::: Dataset

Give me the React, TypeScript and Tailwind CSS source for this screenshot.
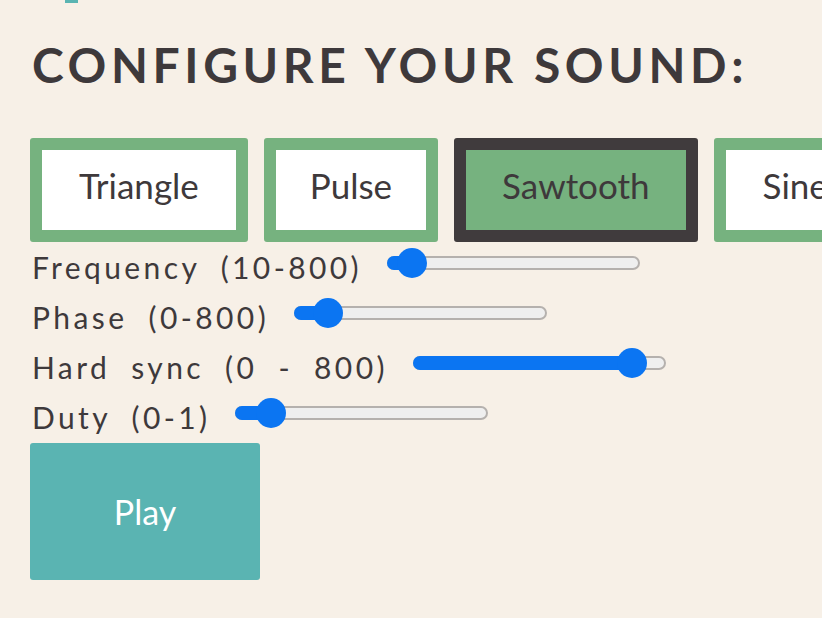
import React from "react";

const sliders = [
  { label: "Frequency (10-800)", frac: 0.045 },
  { label: "Phase (0-800)", frac: 0.085 },
  { label: "Hard sync (0 - 800)", frac: 0.915 },
  { label: "Duty (0-1)", frac: 0.09 },
];

function Slider({ frac }: { frac: number }) {
  const thumbCenter = 15 + frac * 223;
  return (
    <div className="relative w-[253px] h-[30px] mb-[8px] shrink-0">
      <div className="absolute left-0 right-0 top-[8px] h-[14px] rounded-full bg-[#efefef] border-2 border-[#b5b1ae]" />
      <div
        className="absolute left-0 top-[8px] h-[14px] rounded-full bg-[#0b75f2]"
        style={{ width: thumbCenter }}
      />
      <div
        className="absolute top-0 w-[30px] h-[30px] rounded-full bg-[#0b75f2]"
        style={{ left: thumbCenter - 15 }}
      />
    </div>
  );
}

export default function App() {
  const waves = [
    { name: "Triangle", active: false, pad: "px-[37px]" },
    { name: "Pulse", active: false, pad: "px-[34px]" },
    { name: "Sawtooth", active: true, pad: "px-[36px]" },
    { name: "Sine", active: false, pad: "px-[37px]" },
  ];
  return (
    <div
      className="w-[822px] h-[618px] overflow-hidden bg-[#f7f0e7] text-[#3e393b] relative"
      style={{ fontFamily: "Lato, 'Noto Sans', sans-serif" }}
    >
      <div className="absolute left-[65px] top-0 w-[13px] h-[3px] bg-[#5ab4b2]" />
      <div className="pl-[30px] pt-[40px]">
        <h1 className="h-[50px] leading-[50px] text-[48px] font-bold tracking-[4.6px] pl-[2px] whitespace-nowrap">
          CONFIGURE YOUR SOUND:
        </h1>
        <div className="flex gap-[16px] mt-[48px] whitespace-nowrap">
          {waves.map((w) => (
            <button
              key={w.name}
              className={
                "shrink-0 h-[104px] pb-[10px] border-[12px] rounded-[3px] text-[35px] text-[#3e393b] " +
                w.pad +
                " " +
                (w.active
                  ? "border-[#403b3d] bg-[#76b27f]"
                  : "border-[#76b27f] bg-white")
              }
            >
              {w.name}
            </button>
          ))}
        </div>
        <div className="flex flex-col">
          {sliders.map((s) => (
            <div key={s.label} className="flex items-center h-[50px] gap-[25px]">
              <span className="text-[30px] tracking-[3.4px] pl-[2px] whitespace-pre [word-spacing:10px]">
                {s.label}
              </span>
              <Slider frac={s.frac} />
            </div>
          ))}
        </div>
        <button className="mt-[1px] w-[230px] h-[137px] rounded-[3px] bg-[#5ab4b2] text-white text-[34px]">
          Play
        </button>
      </div>
    </div>
  );
}
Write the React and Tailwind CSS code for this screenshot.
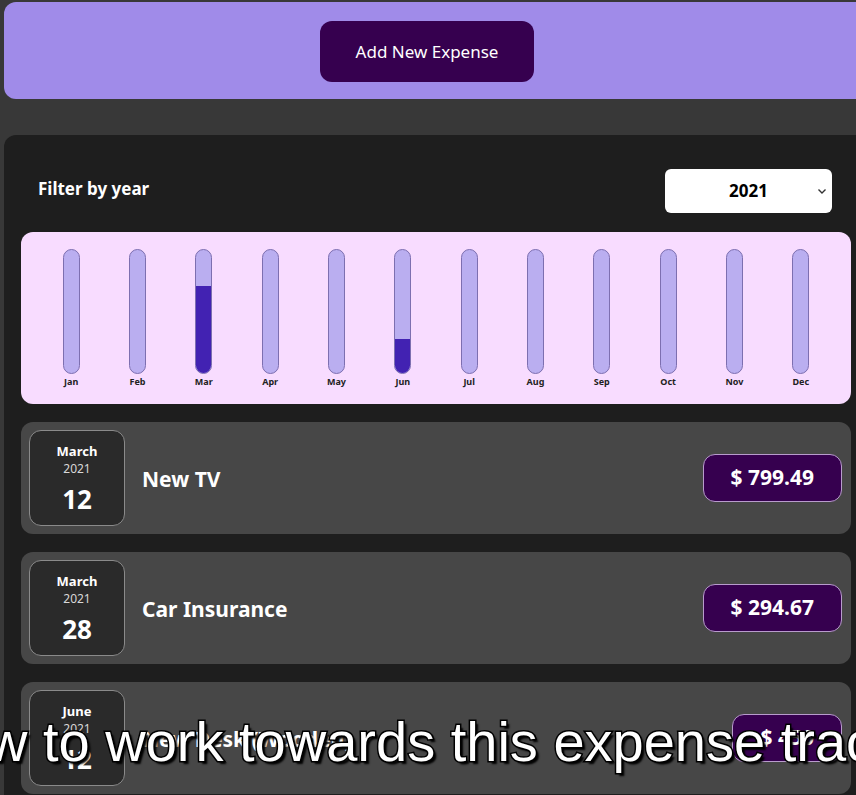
import React from 'react';

const months = [
    { label: 'Jan', fill: 0 },
    { label: 'Feb', fill: 0 },
    { label: 'Mar', fill: 71 },
    { label: 'Apr', fill: 0 },
    { label: 'May', fill: 0 },
    { label: 'Jun', fill: 28 },
    { label: 'Jul', fill: 0 },
    { label: 'Aug', fill: 0 },
    { label: 'Sep', fill: 0 },
    { label: 'Oct', fill: 0 },
    { label: 'Nov', fill: 0 },
    { label: 'Dec', fill: 0 },
];

const expenses = [
    { id: 'e1', month: 'March', year: '2021', day: '12', title: 'New TV', amount: '$ 799.49' },
    { id: 'e2', month: 'March', year: '2021', day: '28', title: 'Car Insurance', amount: '$ 294.67' },
    { id: 'e3', month: 'June', year: '2021', day: '12', title: 'New Desk (Wooden)', amount: '$ 450' },
];

function ExpenseDate({ month, year, day }) {
    return (
        <div className="w-[96px] h-[96px] shrink-0 flex flex-col items-center pt-[11px] rounded-xl border border-[#8a8a8a] bg-[#2a2a2a] text-white">
            <div className="text-[13px] font-bold leading-[18px]">{month}</div>
            <div className="text-[12px] leading-[18px] text-[#d8d8d8]">{year}</div>
            <div className="mt-[5px] text-[26px] font-bold leading-[32px]">{day}</div>
        </div>
    );
}

export default function App() {
    return (
        <div className="relative w-[856px] h-[795px] overflow-hidden bg-[#383838] font-['Noto_Sans','Open_Sans',sans-serif]">
            <div className="pt-[2px] pl-[4px]">
                {/* New expense bar */}
                <div className="w-[863px] h-[97px] rounded-xl bg-[#a08be9] flex items-center pl-[316px] pt-[2px]">
                    <button className="w-[214px] h-[61px] rounded-xl bg-[#36004f] text-white text-[17px]">
                        Add New Expense
                    </button>
                </div>

                {/* Expenses panel */}
                <div className="mt-[36px] w-[863px] rounded-xl bg-[#1e1e1e] px-[17px] pt-[34px] pb-4">
                    <div className="flex items-center justify-between pl-[17px] pr-[18px]">
                        <span className="text-white font-bold text-[17px] -mt-[4px]">Filter by year</span>
                        <div className="relative w-[167px] h-[44px] rounded-md bg-white flex items-center justify-center">
                            <span className="text-[17px] font-bold text-black">2021</span>
                            <svg className="absolute right-[5px] top-[19px]" width="10" height="7" viewBox="0 0 10 7">
                                <path d="M1.5 1.5 L5 5 L8.5 1.5" fill="none" stroke="#333" strokeWidth="1.4" />
                            </svg>
                        </div>
                    </div>

                    {/* Chart */}
                    <div className="mt-[19px] w-[830px] h-[172px] rounded-xl bg-[#f8dcff] px-[17px] pt-[17px] flex">
                        {months.map((m) => (
                            <div key={m.label} className="flex-1 flex flex-col items-center">
                                <div className="relative w-[17px] h-[125px] rounded-xl border border-[#7d6fb0] bg-[#baaef0] overflow-hidden flex flex-col justify-end">
                                    <div className="bg-[#4222b2] w-full" style={{ height: `${m.fill}%` }} />
                                </div>
                                <span className="mt-[1px] text-[9px] font-bold text-[#222]">{m.label}</span>
                            </div>
                        ))}
                    </div>

                    {/* Expense list */}
                    <div className="mt-[18px] w-[830px] flex flex-col gap-[18px]">
                        {expenses.map((e) => (
                            <div key={e.id} className="h-[112px] rounded-xl bg-[#474747] flex items-center pl-[8px] pr-[9px]">
                                <ExpenseDate month={e.month} year={e.year} day={e.day} />
                                <div className="flex-1 pl-[17px] pt-[4px] text-white text-[21px] font-bold">{e.title}</div>
                                <div className="h-[48px] px-[27px] rounded-xl border border-[#b89ccc] bg-[#36004f] flex items-center text-white text-[21px] font-bold">
                                    {e.amount}
                                </div>
                            </div>
                        ))}
                    </div>
                </div>
            </div>

            {/* Video caption overlay */}
            <div className="absolute left-[-13px] top-[714px] leading-none whitespace-nowrap font-['Liberation_Sans',Arial,sans-serif] text-[56px] text-white [-webkit-text-stroke:3px_#000] [paint-order:stroke_fill] [text-shadow:3px_3px_2px_#000]">
                w to work towards this expense trac
            </div>
        </div>
    );
}
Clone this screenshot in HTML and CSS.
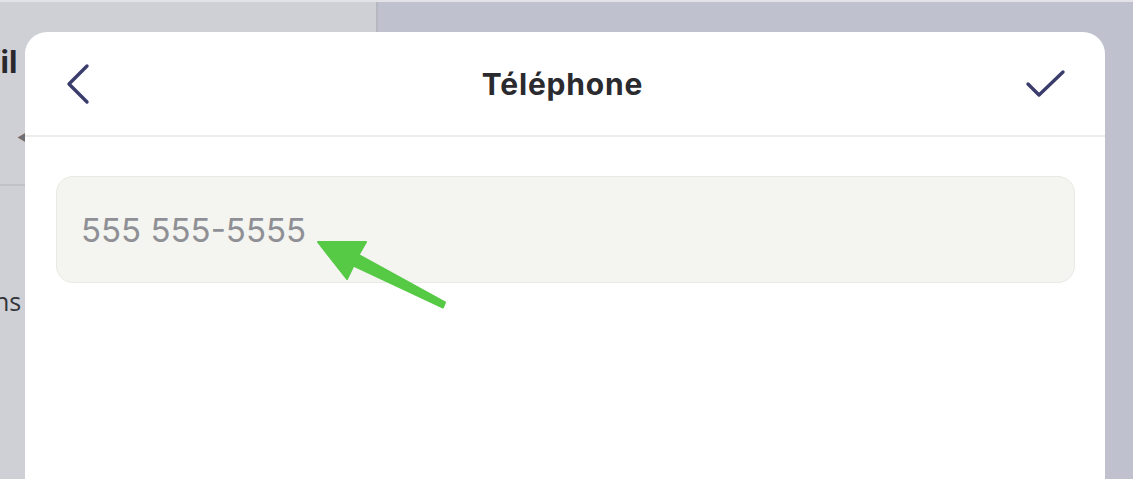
FILE: index.html
```html
<!DOCTYPE html>
<html lang="fr">
<head>
<meta charset="utf-8">
<title>Téléphone</title>
<link rel="stylesheet" href="styles.css">
</head>
<body>
<div class="app">
  <div class="topstrip"></div>
  <div class="panes">
    <section class="pane-left">
      <div class="left-head">
        <h1 class="left-title">Profil</h1>
        <div class="left-back">&#9664;</div>
      </div>
      <p class="left-text">Options</p>
    </section>
    <section class="pane-right"></section>
  </div>

  <div class="modal">
    <header class="modal-head">
      <button class="icon-btn" aria-label="Retour">
        <svg width="30" height="44" viewBox="0 0 30 44"><path d="M22 4 L4 22 L22 40" fill="none" stroke="#3a3d6b" stroke-width="3.4" stroke-linecap="round" stroke-linejoin="round"/></svg>
      </button>
      <h2 class="modal-title">Téléphone</h2>
      <button class="icon-btn" aria-label="Valider">
        <svg width="44" height="34" viewBox="0 0 44 34"><path d="M5 17 L16 28 L40 5" fill="none" stroke="#3a3d6b" stroke-width="3.4" stroke-linecap="round" stroke-linejoin="round"/></svg>
      </button>
    </header>
    <div class="modal-body">
      <div class="field">
        <input class="phone-input" type="tel" placeholder="555 555-5555">
      </div>
    </div>
  </div>

  <svg class="arrow" width="1133" height="479" viewBox="0 0 1133 479">
    <polygon points="318,242 366,242 358.5,255 445,302.5 443,307.5 353.5,265.5 347,279" fill="#56c945" stroke="#56c945" stroke-width="2" stroke-linejoin="round"/>
  </svg>
</div>
</body>
</html>
```

FILE: styles.css
```css
* { box-sizing: border-box; }
html, body { margin: 0; padding: 0; }
body {
  width: 1133px;
  height: 479px;
  overflow: hidden;
  font-family: Inter, "Liberation Sans", sans-serif;
  background: #cfd0d6;
}
.app {
  position: relative;
  width: 1133px;
  height: 479px;
  display: flex;
  flex-direction: column;
}
.topstrip {
  height: 2px;
  background: #e3e3e7;
}
.panes {
  flex: 1;
  display: flex;
}
.pane-left {
  width: 378px;
  background: #cfd0d6;
  border-right: 2px solid #b6b7bf;
  overflow: hidden;
}
.pane-right {
  flex: 1;
  background: #bfc1cf;
}
.left-head {
  height: 184px;
  border-bottom: 2px solid #c1c2c8;
  padding-top: 42px;
}
.left-title {
  margin: 0 0 0 -63px;
  font-size: 31px;
  font-weight: 700;
  color: #28282d;
  line-height: 36px;
}
.left-back {
  margin: 51px 0 0 17px;
  font-size: 12px;
  color: #6e6f76;
  line-height: 14px;
}
.left-text {
  margin: 100px 0 0 -71px;
  font-family: "Open Sans", sans-serif;
  font-size: 25px;
  color: #34353a;
  line-height: 30px;
}
.modal {
  position: absolute;
  left: 25px;
  top: 32px;
  bottom: 0;
  width: 1080px;
  background: #ffffff;
  border-radius: 22px 22px 0 0;
  display: flex;
  flex-direction: column;
}
.modal-head {
  height: 105px;
  border-bottom: 2px solid #ededea;
  display: flex;
  align-items: center;
  justify-content: space-between;
  padding: 0 38px 0 33px;
}
.icon-btn {
  border: 0;
  background: none;
  padding: 0;
  display: flex;
  align-items: center;
  justify-content: center;
  width: 44px;
  height: 44px;
}
.modal-title {
  margin: 0;
  font-size: 30px;
  font-weight: 700;
  color: #2a2a2f;
  letter-spacing: 0.8px;
}
.modal-body {
  padding: 39px 30px 0 31px;
}
.field {
  height: 107px;
  background: #f4f5f0;
  border: 1.5px solid #e9eae3;
  border-radius: 17px;
  display: flex;
  align-items: center;
  padding: 0 0 0 24px;
}
.phone-input {
  width: 100%;
  border: 0;
  background: transparent;
  outline: none;
  font-family: Inter, "Liberation Sans", sans-serif;
  font-size: 33px;
  color: #2a2a2f;
  padding: 0;
  margin-top: 1px;
}
.phone-input::placeholder {
  color: #8f9095;
}
.arrow {
  position: absolute;
  left: 0;
  top: 0;
  pointer-events: none;
}
```
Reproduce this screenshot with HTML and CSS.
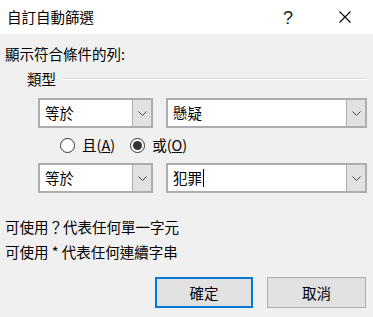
FILE: index.html
```html
<!DOCTYPE html>
<html>
	<head>
		<meta charset="utf-8" />
		<title>自訂自動篩選</title>
		<link rel="stylesheet" href="styles.css">
	</head>
	<body>
		<div class="dialog">
			<div class="titlebar">
				<span class="title">自訂自動篩選</span>
				<span class="help">?</span>
				<span class="close">
					<svg width="12" height="12" viewBox="0 0 12 12"><path d="M0.5 0.5 L11.5 11.5 M11.5 0.5 L0.5 11.5" stroke="#000" stroke-width="1.1" fill="none"/></svg>
				</span>
			</div>
			<div class="content">
				<div class="lead">顯示符合條件的列:</div>
				<div class="legend">
					<span>類型</span>
					<i class="rule"></i>
				</div>
				<div class="row">
					<div class="combo small">
						<span class="value">等於</span>
						<span class="drop"><svg width="9" height="5" viewBox="0 0 9 5"><path d="M0.5 0.5 L4.5 4.5 L8.5 0.5" stroke="#444" stroke-width="1" fill="none"/></svg></span>
					</div>
					<div class="combo wide">
						<span class="value">懸疑</span>
						<span class="drop"><svg width="9" height="5" viewBox="0 0 9 5"><path d="M0.5 0.5 L4.5 4.5 L8.5 0.5" stroke="#444" stroke-width="1" fill="none"/></svg></span>
					</div>
				</div>
				<div class="radios">
					<label class="radio"><span class="dot"></span>且(<u>A</u>)</label>
					<label class="radio on"><span class="dot"></span>或(<u>O</u>)</label>
				</div>
				<div class="row second">
					<div class="combo small">
						<span class="value">等於</span>
						<span class="drop"><svg width="9" height="5" viewBox="0 0 9 5"><path d="M0.5 0.5 L4.5 4.5 L8.5 0.5" stroke="#444" stroke-width="1" fill="none"/></svg></span>
					</div>
					<div class="combo wide">
						<span class="value">犯罪<span class="caret"></span></span>
						<span class="drop"><svg width="9" height="5" viewBox="0 0 9 5"><path d="M0.5 0.5 L4.5 4.5 L8.5 0.5" stroke="#444" stroke-width="1" fill="none"/></svg></span>
					</div>
				</div>
				<div class="hints">
					<div class="hint">可使用？代表任何單一字元</div>
					<div class="hint">可使用 * 代表任何連續字串</div>
				</div>
				<div class="actions">
					<button class="btn default">確定</button>
					<button class="btn">取消</button>
				</div>
			</div>
		</div>
	</body>
</html>
```

FILE: styles.css
```css
*{
	margin: 0;
	padding: 0;
	box-sizing: border-box;
}
body{
	width: 373px;
	height: 317px;
	overflow: hidden;
	background: #f0f0f0;
	font-family: "Noto Sans CJK TC", "Noto Sans", sans-serif;
	font-size: 14.5px;
	color: #000;
}
.dialog{
	height: 317px;
}
.titlebar{
	height: 34px;
	background: #fff;
	display: flex;
	align-items: center;
	padding-left: 7px;
}
.title{
	flex: 1;
	line-height: 20px;
}
.help{
	width: 46px;
	text-align: center;
	font-family: "Liberation Sans", sans-serif;
	font-size: 18px;
	line-height: 20px;
	color: #222;
	padding-top: 1px;
}
.close{
	width: 46px;
	margin-left: 11px;
	margin-right: 5px;
	display: flex;
	justify-content: center;
	align-items: center;
}
.content{
	padding: 0 5px;
}
.lead{
	margin-top: 10px;
	line-height: 20px;
}
.legend{
	margin-top: 5px;
	margin-left: 22px;
	height: 20px;
	line-height: 20px;
	display: flex;
	align-items: center;
}
.rule{
	flex: 1;
	height: 1px;
	margin-left: 5px;
	margin-right: 1px;
	background: #dcdcdc;
	border-bottom: 1px solid #fff;
	box-sizing: content-box;
}
.row{
	margin-top: 9px;
	margin-left: 33px;
	display: flex;
	gap: 13px;
}
.row.second{
	margin-top: 8px;
}
.combo{
	height: 30px;
	border: 2px solid #adadad;
	background: #fff;
	display: flex;
}
.combo.small{
	width: 115px;
}
.combo.wide{
	width: 201px;
}
.value{
	flex: 1;
	padding-left: 5px;
	line-height: 26px;
	display: flex;
	align-items: center;
}
.caret{
	display: inline-block;
	width: 1px;
	height: 18px;
	background: #000;
	margin-left: 1px;
}
.drop{
	width: 19px;
	background: #e1e1e1;
	border-left: 1px solid #adadad;
	display: flex;
	justify-content: center;
	align-items: center;
}
.radios{
	margin-top: 7px;
	margin-left: 55px;
	height: 20px;
	display: flex;
	align-items: center;
	gap: 15px;
}
.radio{
	display: flex;
	align-items: center;
	line-height: 20px;
}
.radio u{
	text-decoration-color: #000;
}
.dot{
	width: 15px;
	height: 15px;
	border: 1px solid #333;
	border-radius: 50%;
	background: #fff;
	margin-right: 7px;
	display: flex;
	justify-content: center;
	align-items: center;
}
.radio.on .dot::after{
	content: "";
	width: 9px;
	height: 9px;
	border-radius: 50%;
	background: #333;
}
.hints{
	margin-top: 21px;
}
.hint{
	line-height: 25px;
}
.actions{
	margin-top: 13px;
	display: flex;
	justify-content: flex-end;
	gap: 14px;
	padding-right: 2px;
}
.btn{
	width: 99px;
	height: 31px;
	border: 1px solid #adadad;
	background: #e1e1e1;
	font-family: inherit;
	font-size: 14.5px;
	color: #000;
}
.btn.default{
	width: 98px;
	border: 2px solid #0078d7;
}
```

::::::

### The task
In the listing above, how many lines include the word "screenshot"? Answer with the number and nothing more.

### Final result
4